In May 1955, IBM lost the bid because of this unanticipated change of direction in their proposal. UNIVAC, the dominant computer manufacturer at the time, had won the contract for LARC, now called the Livermore Automatic Research Computer.

In September 1955, fearing that Los Alamos National Laboratory might also order a LARC, IBM submitted a preliminary proposal for a high-performance binary computer based on the improved design that Livermore had rejected, which they received with interest. In January 1956, Project Stretch was formally initiated.
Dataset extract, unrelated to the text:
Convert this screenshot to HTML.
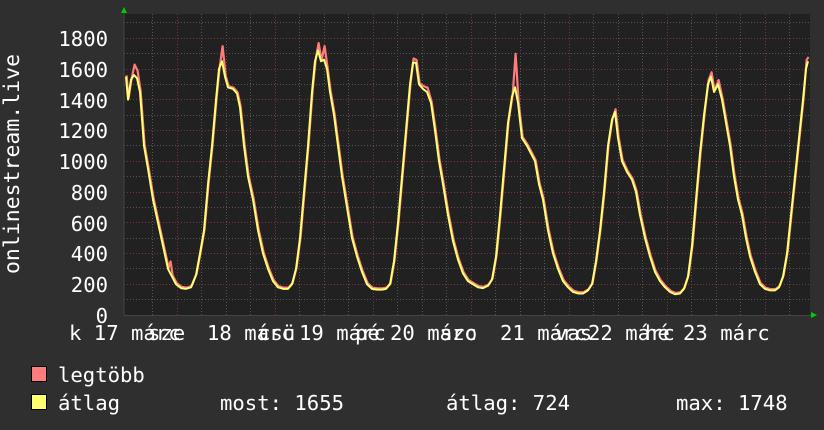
<!DOCTYPE html>
<html><head><meta charset="utf-8"><style>
html,body{margin:0;padding:0;background:#2f2f2f;}
svg{display:block}
text{font-family:"DejaVu Sans Mono","Liberation Mono",monospace;fill:#fff;font-size:20.6px}
</style></head><body>
<svg width="824" height="430" xmlns="http://www.w3.org/2000/svg">
<rect width="824" height="430" fill="#2f2f2f"/>
<rect x="124" y="14" width="686" height="301" fill="#212121"/>
<g stroke="#555" stroke-width="1" stroke-dasharray="1,2">
<line x1="124" x2="810" y1="299.5" y2="299.5"/><line x1="124" x2="810" y1="268.5" y2="268.5"/><line x1="124" x2="810" y1="238.5" y2="238.5"/><line x1="124" x2="810" y1="207.5" y2="207.5"/><line x1="124" x2="810" y1="176.5" y2="176.5"/><line x1="124" x2="810" y1="145.5" y2="145.5"/><line x1="124" x2="810" y1="115.5" y2="115.5"/><line x1="124" x2="810" y1="84.5" y2="84.5"/><line x1="124" x2="810" y1="53.5" y2="53.5"/><line x1="124" x2="810" y1="22.5" y2="22.5"/>
<line y1="14" y2="315" x1="152.5" x2="152.5"/><line y1="14" y2="315" x1="201.5" x2="201.5"/><line y1="14" y2="315" x1="226.5" x2="226.5"/><line y1="14" y2="315" x1="250.5" x2="250.5"/><line y1="14" y2="315" x1="299.5" x2="299.5"/><line y1="14" y2="315" x1="324.5" x2="324.5"/><line y1="14" y2="315" x1="348.5" x2="348.5"/><line y1="14" y2="315" x1="397.5" x2="397.5"/><line y1="14" y2="315" x1="422.5" x2="422.5"/><line y1="14" y2="315" x1="446.5" x2="446.5"/><line y1="14" y2="315" x1="495.5" x2="495.5"/><line y1="14" y2="315" x1="520.5" x2="520.5"/><line y1="14" y2="315" x1="544.5" x2="544.5"/><line y1="14" y2="315" x1="593.5" x2="593.5"/><line y1="14" y2="315" x1="618.5" x2="618.5"/><line y1="14" y2="315" x1="642.5" x2="642.5"/><line y1="14" y2="315" x1="691.5" x2="691.5"/><line y1="14" y2="315" x1="716.5" x2="716.5"/><line y1="14" y2="315" x1="740.5" x2="740.5"/><line y1="14" y2="315" x1="789.5" x2="789.5"/>
</g>
<g stroke="#7a3535" stroke-width="1" stroke-dasharray="1,2">
<line x1="124" x2="810" y1="284.5" y2="284.5"/><line x1="124" x2="810" y1="253.5" y2="253.5"/><line x1="124" x2="810" y1="222.5" y2="222.5"/><line x1="124" x2="810" y1="192.5" y2="192.5"/><line x1="124" x2="810" y1="161.5" y2="161.5"/><line x1="124" x2="810" y1="130.5" y2="130.5"/><line x1="124" x2="810" y1="99.5" y2="99.5"/><line x1="124" x2="810" y1="69.5" y2="69.5"/><line x1="124" x2="810" y1="38.5" y2="38.5"/>
<line y1="14" y2="315" x1="177.5" x2="177.5"/><line y1="14" y2="315" x1="275.5" x2="275.5"/><line y1="14" y2="315" x1="373.5" x2="373.5"/><line y1="14" y2="315" x1="471.5" x2="471.5"/><line y1="14" y2="315" x1="569.5" x2="569.5"/><line y1="14" y2="315" x1="667.5" x2="667.5"/><line y1="14" y2="315" x1="765.5" x2="765.5"/>
</g>
<line x1="124" y1="10" x2="124" y2="315" stroke="#444"/>
<line x1="124" y1="315.5" x2="812" y2="315.5" stroke="#444"/>
<polygon points="121,13 127,13 124,7" fill="#0c0"/>
<polygon points="811,312 811,318 817,315" fill="#0c0"/>
<g transform="translate(0,315) scale(1,-0.1538)" fill="none" stroke-linejoin="round">
<polyline vector-effect="non-scaling-stroke" stroke="#ff7c7c" stroke-width="2.2" transform="translate(0.6,8)" points="126,1550 128,1400 131,1530 134,1620 137,1580 140,1450 144,1100 148,950 153,750 158,600 163,450 168,300 170,340 172,250 176,200 181,175 186,170 191,180 196,260 200,400 204,550 208,850 212,1100 216,1400 219,1600 222,1740 225,1550 228,1480 233,1470 237,1440 240,1350 244,1100 248,900 253,750 258,550 263,400 268,300 273,220 278,180 283,170 288,170 292,200 296,300 300,500 304,800 308,1100 312,1450 315,1650 318,1760 321,1650 324,1740 327,1600 330,1450 334,1300 338,1100 342,900 347,700 352,500 357,380 362,280 367,200 372,170 377,165 382,165 386,170 390,200 394,350 398,600 402,900 406,1200 410,1500 413,1660 416,1650 419,1500 423,1480 427,1470 431,1380 435,1200 439,1000 443,850 448,650 453,480 458,360 463,270 468,220 473,200 478,180 483,175 488,190 492,230 496,380 500,650 504,950 508,1250 512,1420 515,1690 518,1380 522,1150 527,1100 531,1050 535,1000 539,850 543,750 548,550 553,400 558,300 563,220 568,180 573,150 578,140 583,140 588,160 592,200 596,350 600,550 604,800 608,1100 612,1270 615,1330 618,1150 622,1000 627,930 632,880 636,800 640,650 645,500 650,380 655,280 660,220 665,180 670,150 675,135 680,140 684,170 688,250 692,450 696,750 700,1050 704,1300 708,1520 711,1570 714,1450 718,1520 722,1400 726,1250 730,1100 734,900 738,750 742,650 746,500 750,380 755,280 760,200 765,170 770,160 775,160 779,180 783,250 787,400 791,650 795,900 799,1150 803,1400 806,1650 808,1670"/>
<polyline vector-effect="non-scaling-stroke" stroke="#ffff70" stroke-width="2" points="126,1550 128,1400 131,1530 134,1560 137,1540 140,1450 144,1100 148,950 153,750 158,600 163,450 168,300 172,250 176,200 181,175 186,170 191,180 196,260 200,400 204,550 208,850 212,1100 216,1400 219,1600 222,1650 225,1550 228,1480 233,1470 237,1440 240,1350 244,1100 248,900 253,750 258,550 263,400 268,300 273,220 278,180 283,170 288,170 292,200 296,300 300,500 304,800 308,1100 312,1450 315,1650 318,1720 321,1650 324,1660 327,1600 330,1450 334,1300 338,1100 342,900 347,700 352,500 357,380 362,280 367,200 372,170 377,165 382,165 386,170 390,200 394,350 398,600 402,900 406,1200 410,1500 413,1640 416,1640 419,1500 423,1470 427,1450 431,1380 435,1200 439,1000 443,850 448,650 453,480 458,360 463,270 468,220 473,200 478,180 483,175 488,190 492,230 496,380 500,650 504,950 508,1250 512,1420 515,1480 518,1380 522,1150 527,1100 531,1050 535,1000 539,850 543,750 548,550 553,400 558,300 563,220 568,180 573,150 578,140 583,140 588,160 592,200 596,350 600,550 604,800 608,1100 612,1270 615,1320 618,1150 622,1000 627,930 632,880 636,800 640,650 645,500 650,380 655,280 660,220 665,180 670,150 675,135 680,140 684,170 688,250 692,450 696,750 700,1050 704,1300 708,1500 711,1550 714,1450 718,1500 722,1400 726,1250 730,1100 734,900 738,750 742,650 746,500 750,380 755,280 760,200 765,170 770,160 775,160 779,180 783,250 787,400 791,650 795,900 799,1150 803,1400 806,1600 808,1650"/>
</g>
<g text-anchor="end">
<text x="108" y="46">1800</text><text x="108" y="77">1600</text><text x="108" y="108">1400</text><text x="108" y="138">1200</text><text x="108" y="169">1000</text><text x="108" y="200">800</text><text x="108" y="231">600</text><text x="108" y="261">400</text><text x="108" y="292">200</text><text x="108" y="323">0</text>
</g>
<text transform="translate(19,164) rotate(-90)" text-anchor="middle" style="font-size:21.5px">onlinestream.live</text>
<g>
<text x="69" y="340">k 17 márc</text><text x="148" y="340">sze</text>
<text x="207" y="340">18 márc</text><text x="258" y="340">csü</text>
<text x="299" y="340">19 márc</text><text x="355" y="340">pé</text>
<text x="390" y="340">20 márc</text><text x="440" y="340">szo</text>
<text x="500" y="340">21 márc</text><text x="555" y="340">vas</text>
<text x="588" y="340">22 márc</text><text x="645" y="340">hé</text>
<text x="683" y="340">23 márc</text>
</g>
<rect x="31.5" y="366.5" width="15" height="15" fill="#ff7c7c" stroke="#000"/>
<rect x="31.5" y="394.5" width="15" height="15" fill="#ffff70" stroke="#000"/>
<text x="58" y="382">legtöbb</text>
<text x="58" y="410">átlag</text>
<text x="220" y="410">most: 1655</text>
<text x="446" y="410">átlag: 724</text>
<text x="676" y="410">max: 1748</text>
</svg>
</body></html>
In November 1956, IBM won the contract for a binary computer with the aggressive performance goal of a "speed at least 100 times the IBM 704" (i.e. 4 MIPS) to the Los Alamos Scientific Laboratory. Delivery was slated for 1960.

During design, it proved necessary to reduce the clock speeds, making it clear that Stretch could not meet its aggressive performance goals, but estimates of performance ranged from 60 to 100 times the IBM 704. In 1960, the price of $13.5 million was set for the IBM 7030.

In 1961, actual benchmarks indicated that the performance of the IBM 7030 was only about 30 times the IBM 704 (i.e. 1.2 MIPS), causing considerable embarrassment for IBM. In May 1961, Tom Watson announced a price cut of all 7030s under negotiation to $7.78 million and immediate withdrawal of the product from further sales.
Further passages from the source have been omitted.